2. We have heard both the sides in the matter. The learned Counsel strenuously argued that denial of the benefit of the Notifications in respect of the items which are required to be classified along with CNC system as an integral part is totally erroneous. He submits that the Assistant Commissioner in the order-in-original had examined in great length about the functioning of the CNC system and had categorically held that the items going along with it as noted above are integral part of the CNC system. Even in terms of Section XVI and Note 2(a) of the Interpretative Rules, the items which are integral part of the system are required to be classified along with the main item. He submits that the appellants had relied upon a large number of judgments, which have not been considered by the Collector (Appeals). He submits that the impugned order is not a speaking order and is totally without any consideration of the material evidence and judgments relied upon. He submits that allowing of the departmental appeal by the Collector (Appeals) is totally unjustified. He points out to the various evidence on record to show that the items are required to be classified as CNC system as has been held in the case of Himson Textile Engineering Industries Ltd. v. C.C.E, as reported in 1997 (95) E.L.T. 519, Vikas Engineering Associates v. C.C.E, as reported in 1995 (78) E.L.T. 219, and C.C.E. Madras v. Grasim Industries as reported in 1997 (68) ECR 152 wherein it has been held that components cleared in piecemeal in respect of Electrostatic precipitator as pollution control equipment were held to be classifiable along with Pollution control equipment. He also relied upon the HSN explanatory notes in support of his contention that the items in question are required to be considered as integral part of the main item i.e. CNC system. On financial aspect, he submaits that the Company has undergone a loss of Rs. 36.56 crores. He further submits that although the sales turnover and receipts are beyond Rs. 904 crores, the outgoings from this is to the extent of Rs. 94 crores. He further submits that salary of the employees for month of August 1999 could not be paid. He further points that Banking Institutions are proceedings against the appellants for recovery of the sum. He submits that the appellants have a very strong case both on merits as well as on financial hardship.
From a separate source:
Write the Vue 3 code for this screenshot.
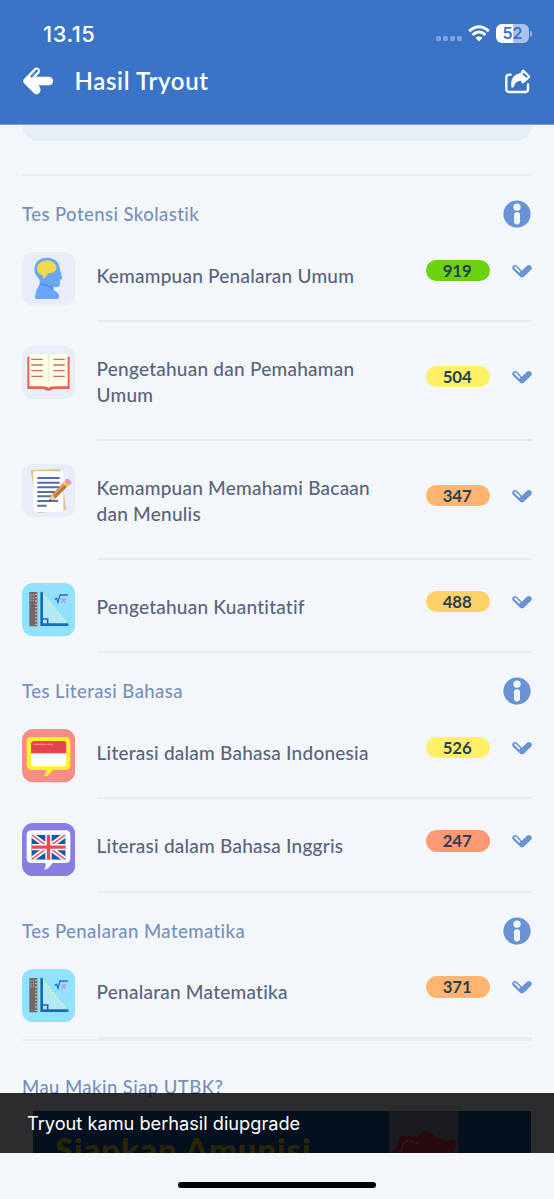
<script setup>
const sections = [
  {
    title: 'Tes Potensi Skolastik',
    rows: [
      { icon: 'head', lines: ['Kemampuan Penalaran Umum'], score: 919, tone: 'green' },
      { icon: 'book', lines: ['Pengetahuan dan Pemahaman', 'Umum'], score: 504, tone: 'yellow' },
      { icon: 'note', lines: ['Kemampuan Memahami Bacaan', 'dan Menulis'], score: 347, tone: 'orange' },
      { icon: 'math', lines: ['Pengetahuan Kuantitatif'], score: 488, tone: 'amber' },
    ],
  },
  {
    title: 'Tes Literasi Bahasa',
    rows: [
      { icon: 'indo', lines: ['Literasi dalam Bahasa Indonesia'], score: 526, tone: 'yellow' },
      { icon: 'uk', lines: ['Literasi dalam Bahasa Inggris'], score: 247, tone: 'red' },
    ],
  },
  {
    title: 'Tes Penalaran Matematika',
    rows: [{ icon: 'math', lines: ['Penalaran Matematika'], score: 371, tone: 'orange' }],
  },
]
</script>

<template>
  <div class="screen">
    <header class="top">
      <div class="status">
        <span class="time">13.15</span>
        <div class="signals">
          <span class="dots"><i></i><i></i><i></i><i></i></span>
          <svg class="wifi" width="22" height="17" viewBox="0 0 22 17">
            <g fill="none" stroke="#fff" stroke-width="2.9">
              <path d="M1.2 6.1Q11 -2.6 20.8 6.1" />
              <path d="M4.6 9.9Q11 4.1 17.4 9.9" />
            </g>
            <path d="M7.4 12.7Q11 9.7 14.6 12.7L11 16.4Z" fill="#fff" />
          </svg>
          <span class="battery">52</span>
          <i class="cap"></i>
        </div>
      </div>
      <div class="bar">
        <svg class="back" width="30" height="28" viewBox="0 0 90 84">
          <path d="M3 36L33 5Q40 -1 47 4Q54 10 49 18L39 29H78Q90 30 90 42Q90 54 78 55H47L51 62Q55 71 49 78Q41 86 33 79L3 49Q-2 42 3 36Z" fill="#fff" />
          <path d="M26 28L42 11" stroke="#3b74c7" stroke-width="7" stroke-linecap="round" />
          <path d="M29 27L40 15" stroke="#fff" stroke-width="1.5" />
        </svg>
        <h1>Hasil Tryout</h1>
        <svg class="share" width="26" height="25" viewBox="0 0 78 75">
          <path d="M17 17H13Q4 17 4 26V61Q4 69 12 69H61Q69 69 69 61V46" fill="none" stroke="#fff" stroke-width="7" stroke-linecap="round" />
          <path d="M19 55Q14 19 47 12Q48 7 51 3Q54 0 58 3L74 20Q78 24 74 27L57 42Q53 45 50 41L48 35Q32 34 26 53Q23 58 19 55Z" fill="#fff" />
          <path d="M56 15L65 23" stroke="#3b74c7" stroke-width="6" stroke-linecap="round" />
        </svg>
      </div>
    </header>

    <main class="content">
      <div class="card-end"></div>
      <div class="rule first"></div>
      <section v-for="s in sections" :key="s.title">
        <div class="head">
          <h2>{{ s.title }}</h2>
          <svg width="28" height="28" viewBox="0 0 28 28">
            <circle cx="14" cy="14" r="13.6" fill="#6a93d5" />
            <circle cx="14" cy="7.2" r="3.6" fill="#f3f7fa" />
            <rect x="11" y="12.2" width="6" height="12.2" rx="2.8" fill="#f3f7fa" />
          </svg>
        </div>
        <div v-for="r in s.rows" :key="r.lines[0]" class="row">
          <svg class="tile" viewBox="0 0 160 160">
            <template v-if="r.icon === 'head'">
              <rect width="160" height="160" rx="34" fill="#e7eef8" />
              <path d="M53 99V83Q37 68 37 51Q40 18 76 17Q111 19 114 53L121 79Q121 83 114 83V98Q113 106 103 105H94V114Q111 121 112 135Q112 141 105 141H43Q38 141 39 135Q43 108 53 99Z" fill="#6ca6f8" />
              <path d="M53 99Q77 101 94 114V107Q77 94 53 95Z" fill="#598fe2" />
              <path d="M46 57Q42 42 54 32Q75 18 94 31Q108 42 101 56Q95 64 80 63Q75 67 67 80Q62 80 61 69Q49 68 46 57Z" fill="#f2d84d" />
            </template>
            <template v-else-if="r.icon === 'book'">
              <rect width="160" height="160" rx="34" fill="#e7eef8" />
              <path d="M16 32H143V129H94Q80 139 65 129H16Z" fill="#e36454" />
              <path d="M22 24H66Q80 24 80 30Q83 24 96 24H137V121H98Q82 121 80 126Q76 121 62 121H22Z" fill="#fffde4" />
              <path d="M80 31V124" stroke="#d8dfca" stroke-width="3" stroke-dasharray="3 2" />
              <path d="M29 40H61M29 57H61M29 74H61M29 91H61M96 40H127M96 57H127M96 74H127M96 91H127" stroke="#c96a68" stroke-width="4" stroke-linecap="round" />
            </template>
            <template v-else-if="r.icon === 'note'">
              <rect width="160" height="160" rx="34" fill="#e7eef8" />
              <path d="M26 18L115 15L133 137L48 148Z" fill="#dfc391" />
              <path d="M34 22H124V135Q124 144 115 144H44Q35 144 35 135Z" fill="#fff" />
              <path d="M46 42H113M46 56H113M46 70H113M46 84H101M46 97H95M46 111H108M46 125H74" stroke="#556ca7" stroke-width="6" />
              <path d="M81 112L88 93L129 52L141 63L99 105Z" fill="#b77a4d" />
              <path d="M81 112L88 93Q97 94 99 105Z" fill="#ffd4a0" />
              <path d="M89 98L130 57" stroke="#ffad3f" stroke-width="4" />
              <path d="M126 56L138 67" stroke="#ffd62f" stroke-width="7" />
              <path d="M136 51L142 56" stroke="#f68bcf" stroke-width="13" stroke-linecap="round" />
              <path d="M80 113L84 105L89 109Z" fill="#282b39" />
            </template>
            <template v-else-if="r.icon === 'math'">
              <rect width="160" height="160" rx="34" fill="#91e2ff" />
              <rect x="22" y="27" width="24" height="103" fill="#72686b" />
              <path d="M42 32V130" stroke="#c9b19b" stroke-width="6" stroke-dasharray="4 6" />
              <path d="M27 34V57M34 34V57" stroke="#d8d5cd" stroke-width="2" stroke-dasharray="5 3" />
              <path d="M60 34V124H136Z" fill="#b3e8f6" />
              <path d="M63 35L134 121" stroke="#d9f4bc" stroke-width="5" stroke-dasharray="7 4" />
              <path d="M59 30V125H136" fill="none" stroke="#196bb0" stroke-width="8" stroke-linecap="round" />
              <path d="M61 108H77V123" fill="none" stroke="#196bb0" stroke-width="5" />
              <path d="M98 49L104 46L108 58L114 36H138" fill="none" stroke="#2475b7" stroke-width="4" />
              <path d="M119 46L131 59M132 46L118 59" stroke="#d982e6" stroke-width="4" />
            </template>
            <template v-else-if="r.icon === 'indo'">
              <rect width="160" height="160" rx="34" fill="#f48e85" />
              <path d="M29 24H131Q145 24 145 39V109Q145 123 131 123H93L77 142H66L73 123H29Q14 123 14 109V39Q14 24 29 24Z" fill="#fff02b" />
              <rect x="27" y="36" width="106" height="76" rx="9" fill="#fff" />
              <path d="M36 36H124Q133 36 133 45V73H27V45Q27 36 36 36Z" fill="#e6434f" />
              <path d="M36 46H73M79 46H91" stroke="#ff8c89" stroke-width="4" stroke-linecap="round" />
            </template>
            <template v-else>
              <rect width="160" height="160" rx="34" fill="#877ee3" />
              <path d="M29 22H131Q145 22 145 36V105Q145 120 131 120H91Q82 137 66 141Q73 131 71 120H29Q14 120 14 105V36Q14 22 29 22Z" fill="#fff" />
              <svg x="28" y="35" width="103" height="75" viewBox="0 0 103 75">
                <rect width="103" height="75" rx="5" fill="#1557ad" />
                <path d="M0 0L103 75M103 0L0 75" stroke="#fff" stroke-width="15" />
                <path d="M0 0L103 75M103 0L0 75" stroke="#e84b57" stroke-width="4" />
                <path d="M51.5 0V75M0 37.5H103" stroke="#fff" stroke-width="19" />
                <path d="M51.5 0V75M0 37.5H103" stroke="#e84b57" stroke-width="10" />
              </svg>
            </template>
          </svg>
          <div class="body">
            <p class="label"><template v-for="(l, i) in r.lines" :key="l"><br v-if="i" />{{ l }}</template></p>
            <span class="score" :class="r.tone">{{ r.score }}</span>
            <svg class="chev" width="20" height="14" viewBox="0 0 63 42">
              <path d="M3 5Q8 -1 15 4L31 20L48 4Q54 -1 60 5Q65 11 60 17L38 38Q31 44 25 38L3 17Q-2 11 3 5Z" fill="#6a93d5" />
              <path d="M10 10L23 23" stroke="#f3f7fa" stroke-width="6" stroke-linecap="round" />
              <path d="M11 13L20 22" stroke="#a6c0e8" stroke-width="1.5" />
            </svg>
          </div>
        </div>
      </section>
      <div class="rule"></div>
      <h2 class="promo-title">Mau Makin Siap UTBK?</h2>
      <div class="promo">
        <strong>Siapkan Amunisi</strong>
        <svg class="art" width="69" height="43" viewBox="0 0 207 129">
          <rect width="207" height="129" fill="#7e95a5" />
          <path d="M0 129L22 110L34 78L44 74L86 77L95 65L113 59L130 66L140 80L172 87L194 86L202 96L194 129Z" fill="#d0283c" />
          <path d="M36 123L43 98L58 86M61 90L86 97" fill="none" stroke="#e6a4ae" stroke-width="4" />
        </svg>
      </div>
      <div class="toast">Tryout kamu berhasil diupgrade</div>
    </main>
    <footer><i></i></footer>
  </div>
</template>

<style>
body { background: #f3f7fa; }
</style>

<style scoped>
.screen {
  width: 554px; height: 1199px; overflow: hidden; display: flex; flex-direction: column;
  background: #f3f7fa; font-family: Lato, "Noto Sans", sans-serif;
}
h1, h2, p { margin: 0; }
svg { display: block; flex: none; }
.top { height: 125px; flex: none; background: #3b74c7; color: #fff; border-bottom: 1px solid #79a0da; box-sizing: border-box; }
.status { display: flex; justify-content: space-between; align-items: center; height: 54px; padding: 13px 22px 0 43px; box-sizing: border-box; }
.time { font: 500 21.8px/24px Inter, sans-serif; letter-spacing: 0.6px; }
.signals { display: flex; align-items: center; }
.dots { display: flex; gap: 2px; padding-top: 9px; margin-right: 6px; }
.dots i { width: 5px; height: 5px; border-radius: 1.5px; background: #7ca2de; }
.wifi { margin-right: 6px; }
.battery {
  width: 33px; height: 19px; border-radius: 6px; font: 600 16px/19px Inter, sans-serif; text-align: center; color: #3b74c7;
  background: linear-gradient(90deg, #fff 52%, #a9c2ea 52%);
}
.cap { width: 2px; height: 6px; margin-left: 1px; border-radius: 0 2px 2px 0; background: #91b0e0; }
.bar { display: flex; align-items: center; height: 54px; padding: 0 23px; }
.back { margin-left: -0.5px; }
h1 { flex: 1; margin-left: 22px; font-size: 24px; line-height: 30px; font-weight: 600; letter-spacing: 0.65px; }
.content { position: relative; height: 1028px; flex: none; overflow: hidden; padding: 0 22px; box-sizing: border-box; }
.card-end { height: 16px; border-radius: 0 0 22px 22px; background: #e7eef8; }
.rule { height: 2.2px; background: #e9eef6; }
.first { margin-top: 33.2px; }
.head { display: flex; justify-content: space-between; align-items: center; height: 52.6px; padding: 23.4px 1.5px 0 0; box-sizing: border-box; }
h2 { color: #7690b9; font-size: 18.5px; line-height: 26px; font-weight: 500; letter-spacing: 0.43px; }
.row { display: flex; }
.tile { width: 53.3px; height: 53.3px; margin-top: 23.3px; margin-left: -0.3px; }
.body {
  flex: 1; margin-left: 21.5px; box-sizing: border-box; min-height: 93.4px; padding: 32.8px 0;
  border-bottom: 2px solid #e7ebf7; display: flex; align-items: center;
}
.label { flex: 1; margin: 1px 0 -1px; color: #59647e; font-size: 19px; line-height: 25.6px; font-weight: 500; letter-spacing: 0.24px; white-space: nowrap; }
.score {
  width: 64.5px; height: 21.4px; margin: -4px 0 4px; border-radius: 11px; text-align: center;
  font-size: 16.8px; line-height: 21.4px; font-weight: 700; color: #263f58; text-indent: -1px;
}
.green { background: #6bd20f; }
.yellow { background: #fff065; }
.orange { background: #ffb56e; }
.amber { background: #ffd268; }
.red { background: #ff9873; }
.chev { margin: -4px 0 4px 22px; }
.promo-title { margin-top: 33.5px; }
.promo { margin: 10.5px 1px 0 11px; height: 60px; background: #00509a; position: relative; display: flex; padding-left: 22px; }
.promo strong { margin-top: 20px; color: #f5cf00; font-size: 33px; line-height: 36px; font-weight: 900; letter-spacing: 0.9px; white-space: nowrap; }
.art { position: absolute; left: 356px; top: 0; }
.toast {
  position: absolute; left: 0; right: 0; top: 968px; height: 60px; box-sizing: border-box; padding-left: 27px;
  background: rgba(6, 3, 6, 0.84); color: #fff; font: 400 18.2px/61px Inter, sans-serif;
}
footer { flex: 1; display: flex; justify-content: center; align-items: flex-start; padding-top: 28.5px; }
footer i { width: 198px; height: 6.5px; border-radius: 4px; background: #000; }
</style>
3. Shri S. Kannan, learned DR submits that the items which are directed to be separately assessed are Switch boards, Switches, connectors, control panels and cables and these cannot be considered as integral part of the machine. Some of these items have to be considered only as capital goods which is also pointed out by the Collector (Appeals). He further submits that for an item to be considered as integral part of the main item, it has to function along with the same and the function should be mechanical in nature while the items in the present case are only cables, switches, switch boards and only to monitor the supply of electricity and these cannot be considered as part and parcel of the CNC system. The learned DR also points out from the balance sheet that the sales turnover is to the tune of more than Rs. 900 crores and therefore, they should be directed to pre-deposit the entire amount as no hardship will be caused to them.
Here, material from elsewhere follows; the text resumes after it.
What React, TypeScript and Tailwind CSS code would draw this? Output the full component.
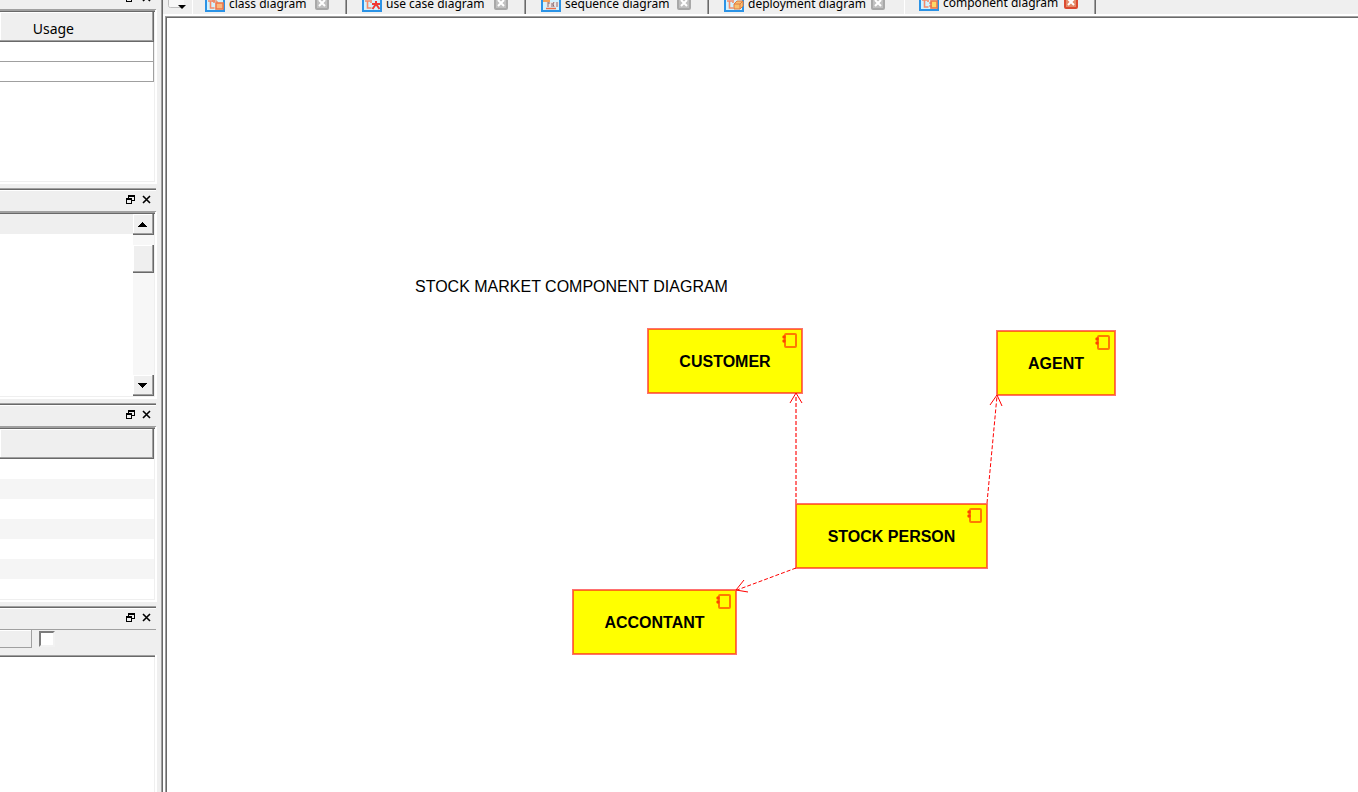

4. In counter, the learned Counsel submits that the order of the Collector (Appeals) is not a speaking order. He pointed out to the catalogue of the machine which runs into 50 pages. From this catalogue it is very clear that the item is not ordinary cable control panel, but they are computarised programme item and the machine is to work on the basis of the information fed to the computer and it is controlled by the software computerised equipment. He further submits that the Collector (Appeals) ought to have given a finding how the technical literature is not applicable in the matter when the same had been examined by the Assistant Collector. He further submits that no separate classification heading has been given for the various items for which the benefit has not been given. Therefore, the order suffers from the basic flaw in not classifying the other items for which the benefit has not been granted. Therefore, he prays that the matter may be remanded. He also submits that there is recurring effect and the appellants will be faced with financial hardship if the item is to be cleared by paying duty in view of the reclassification ordered by the Collector. He also prays for fixing a time limit for disposal of the appeal by the Collector (Appeals) so that the issue can be settled.

5. On consideration of the submissions made and on perusal of the order of the Collector (Appeals) we notice that the Collector (Appeals) has given a very brief finding and the finding does not discloses how these items i.e. cables, switches switch boards, connectors, control panels are not integral part of the CNC system. On perusal of the findings we notice that the Collector (Appeals) has confused himself to conclude that these items are for supply of electricity. He has not considered the technical literature which discloses the fact that the item is not ordinary electricity supply item but they are computerised machines by which the software CNC system is functioning. A number of judgments have been cited by the learned counsel and we notice from the ratio therein that where the machine is computerised and when a computerised machine is functioning on the basis of a centrally processing unit, the various items required for the functioning of the machine are integral part of the main machine. The Collector (Appeals) has not examined the technical literature and has also not examined the various judgments including the tariff note, section note as well as the explanatory note to the HSN. Therefore, on perusal of the order, we are satisfied that the order passed by the Collector (Appeals) is not a speaking order. He has also not considered the certificate which has been produced by the appellants in support of their contention that the items are not in the nature of supply of electricity, but are integral part of the machine. The certificate has been issued by a renowned Institution i.e. C.M.T.I. which is on record. Therefore, the impugned order is not a speaking order as it has not considered the material evidence. Therefore, while granting waiver of pre-deposit of the amount and stay of its recovery, we take up the appeal itself for disposal.

6. We set aside the impugned order and remand the matter to the Collector (Appeals) who shall reconsider the pleas of the appellant in the light of the material evidence produced by the appellants before the original authority as well as before the Collector (Appeals). The appellants are required to be heard and the matter expeditiously disposed of as the issue has got recurring effect. Thus the appeal is allowed by remand.